On the drive home, I thought about what my uncle had said. I wanted to share it. There are agitated protestors from London to Liberia. Some are even protesting the wedding of Prince William and Kate Middleton. Others, like Muslim rampages over the burning of the Quran, have obvious roots and will have more serious consequences. And war rages in Iraq, Afghanistan and Libya.
Much of the world is becoming violent, and I don’t have any reason to believe North America is immune from this trend.
What The Ruling Elite Fears Most
Nobody in Washington fears the deflation the way my uncle does, or the way your parents or grandparents might. Our leaders are too young to have lived through it. The closest facsimile is Federal Reserve Chairman Ben Bernanke — a student of the Great Depression, the architect behind trillion dollar bailouts of banks and automakers, and the man in charge of quantitative easing (the process in which the Fed creates money out of thin air by buying up Treasury debt).
The second-phase QE2 accounted for the purchase of $600 billion in Treasury debt. In all, the Federal government has injected about $2 trillion into the U.S. economy.

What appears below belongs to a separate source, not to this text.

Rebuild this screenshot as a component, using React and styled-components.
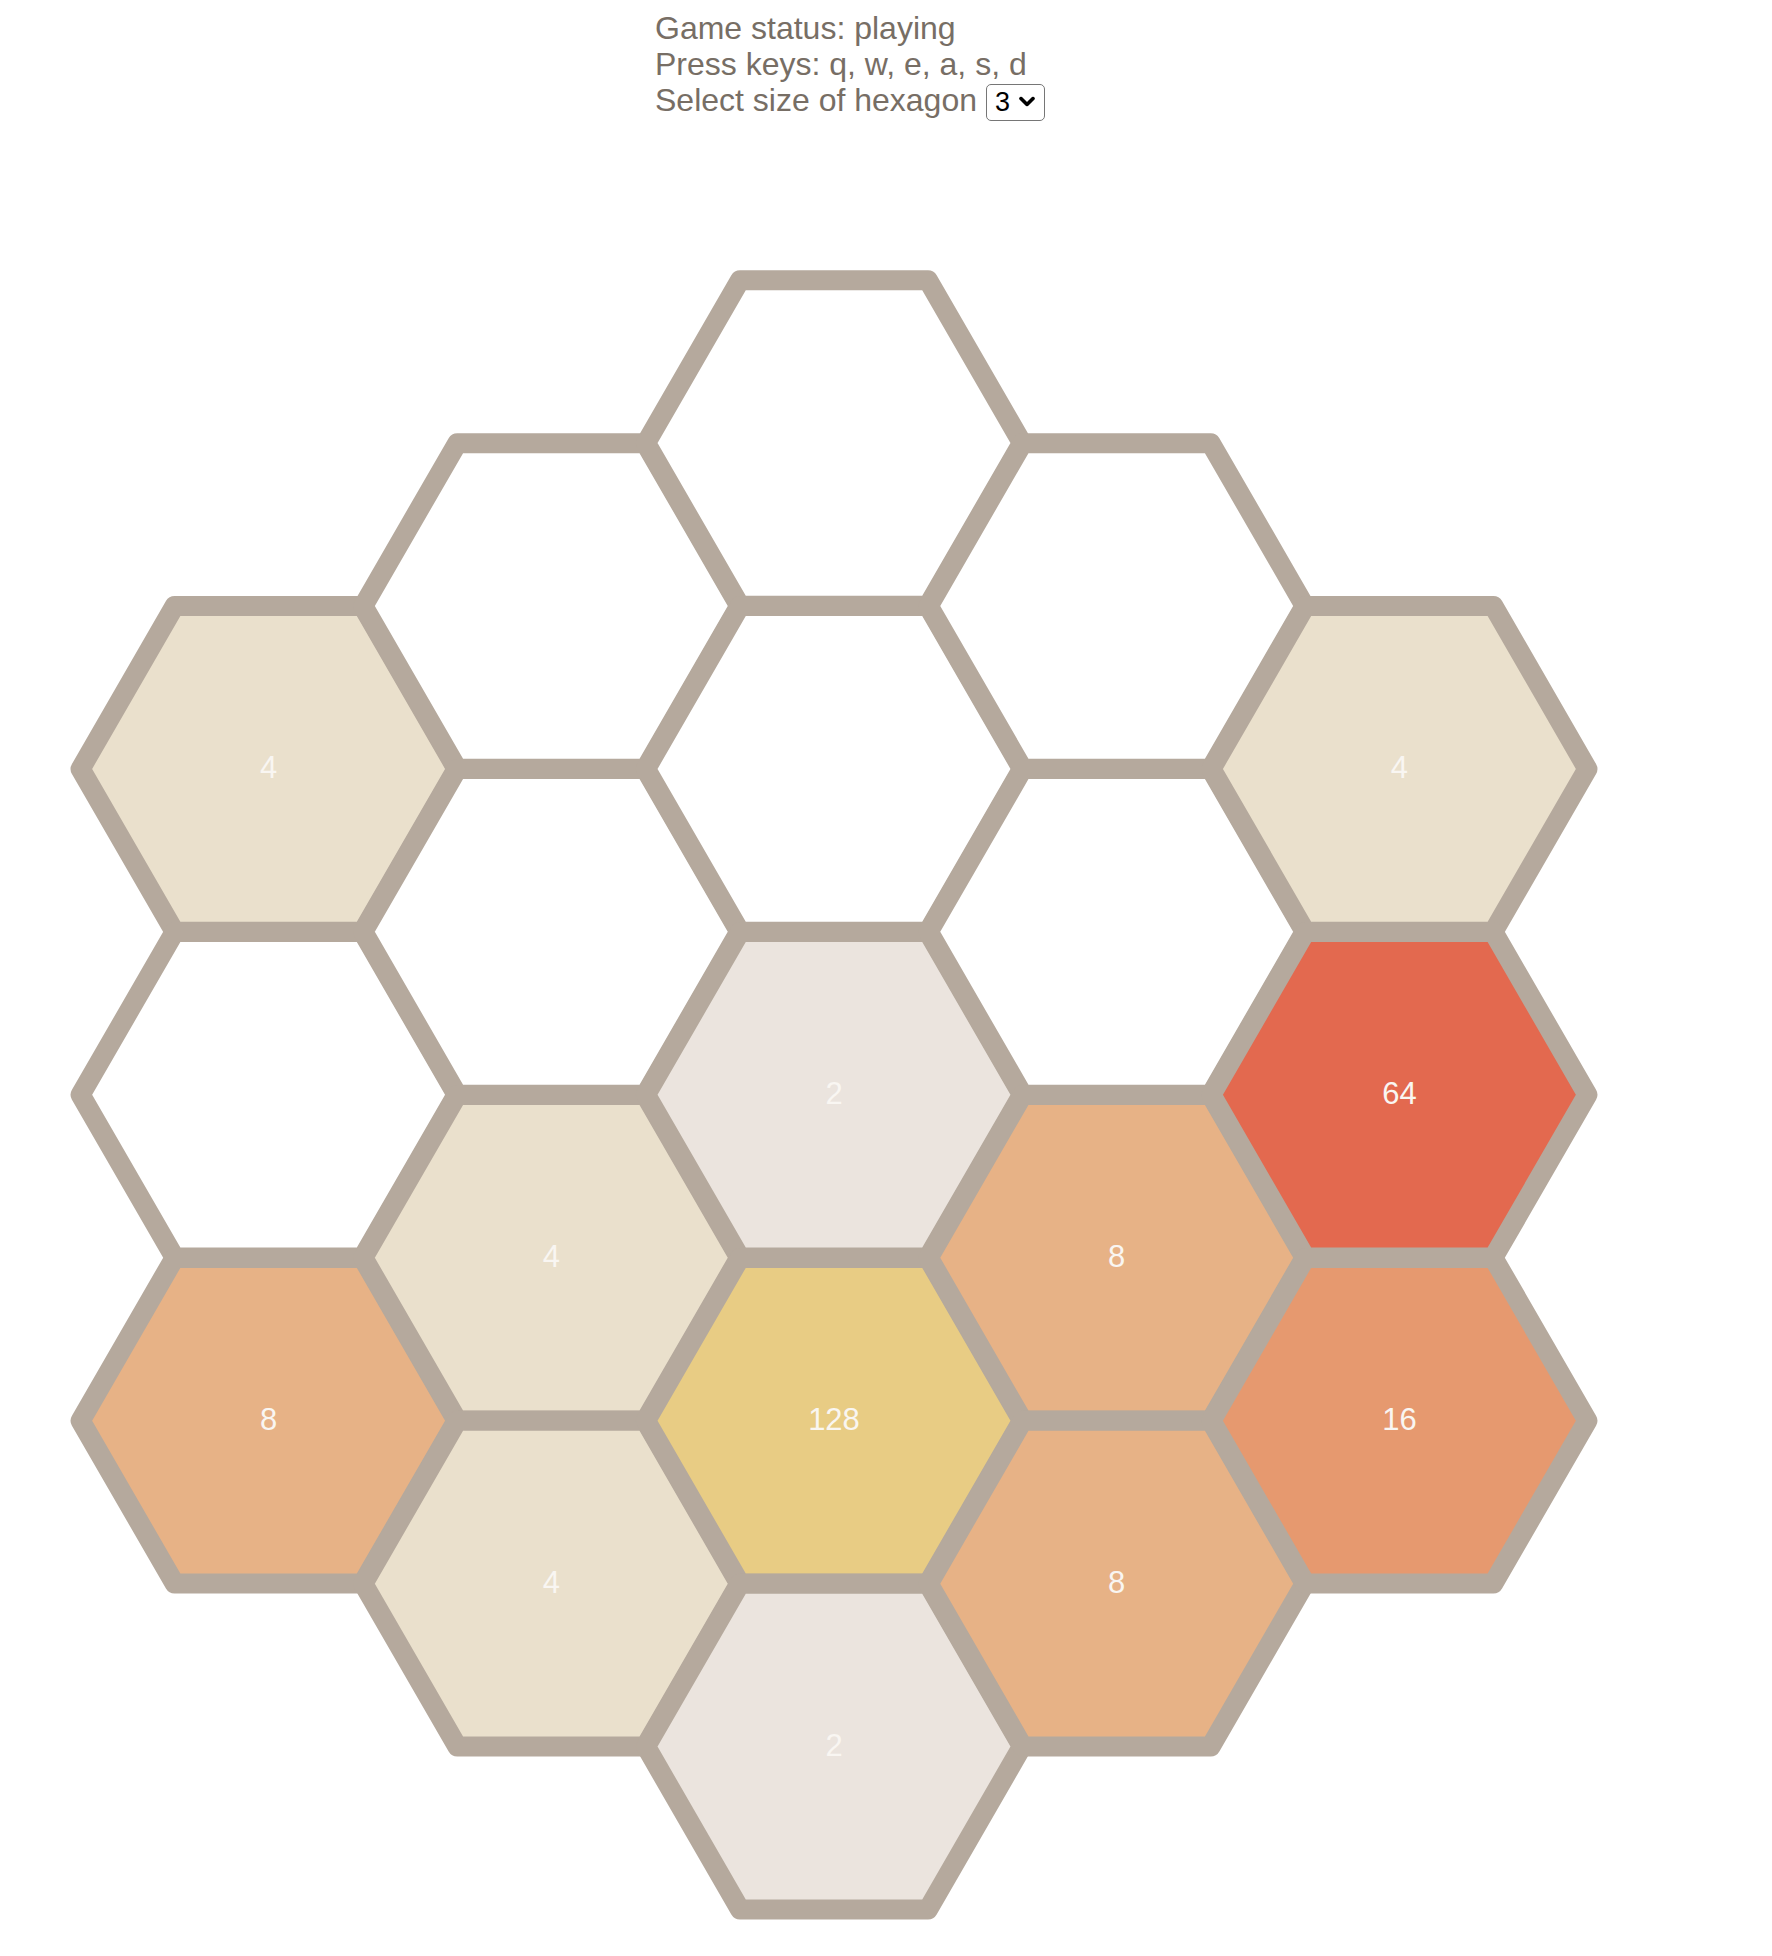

I don’t believe former President George W. Bush and President Barack Obama were eager to save their friends in the banking business. Say what you will about both of them, but I think they are shrewd men.
Instead, I believe both their administrations have systematically flooded the U.S. economy with borrowed money because Washington is terrified of what would happen if deflation ever got a grip on America.
The Obama administration and Bernanke fear that a massive destruction of wealth and jobs will lead to widespread protests and violence. As a result, the Federal government has pumped money into the economy, even as it has sacrificed the dollar.
What has yet to be determined is whether it will succeed or not.
Deflation Threat Still Lingers
Great wealth could be wiped out in a couple of weeks if a bear market commenced in stocks and bonds. Bonds might be the most vulnerable, because the Fed has said it will stop further quantitative easing. Meanwhile, the Fed funds rate is effectively at zero, the lowest it has been since the Great Depression.
The only direction for interest rates to go is up. Bond prices move in the opposite direction of interest rates, so higher rates will mean that bonds are less valuable. The U.S. bond market is worth approximately $25 trillion dollars. Therefore, even a 6 percent or 7 percent spike in interest rates could erase $2 trillion in assets.
Higher interest rates also hurt big corporations. Companies that have been able to borrow have done so at interest rates not seen in more than half a century. This has allowed at least some companies to expand. But if interest rates rise, U.S. companies will stop expanding and cease hiring.
Unemployment is already at 9 percent, and real unemployment is close to 16 percent. This is as good as it has gotten, with record-low interest rates from the Fed and the unprecedented expansion of the U.S. money supply. Higher interest rates are coming down the pike, and they could ignite another — even worse — recession. They might even lead to a depression.
A crashing economy will create social unrest. We have seen it in the Middle East and in Europe.
Action to take
Take steps now to prepare for the worst:
- Stock up on emergency rations of food and water.
- Store medicines, such as antibiotics.
- Make your residence more secure.
- Develop a plan to protect your family in case of a crisis.
- Keep on hand some cash. Store it in a home safe, if you can afford one. As a last resort, 1-ounce silver coins may come in handy if you have to barter for basics.
Should the U.S. economy crash, disaster will inevitably follow. Those who have prepared for the worst will be grateful that they did.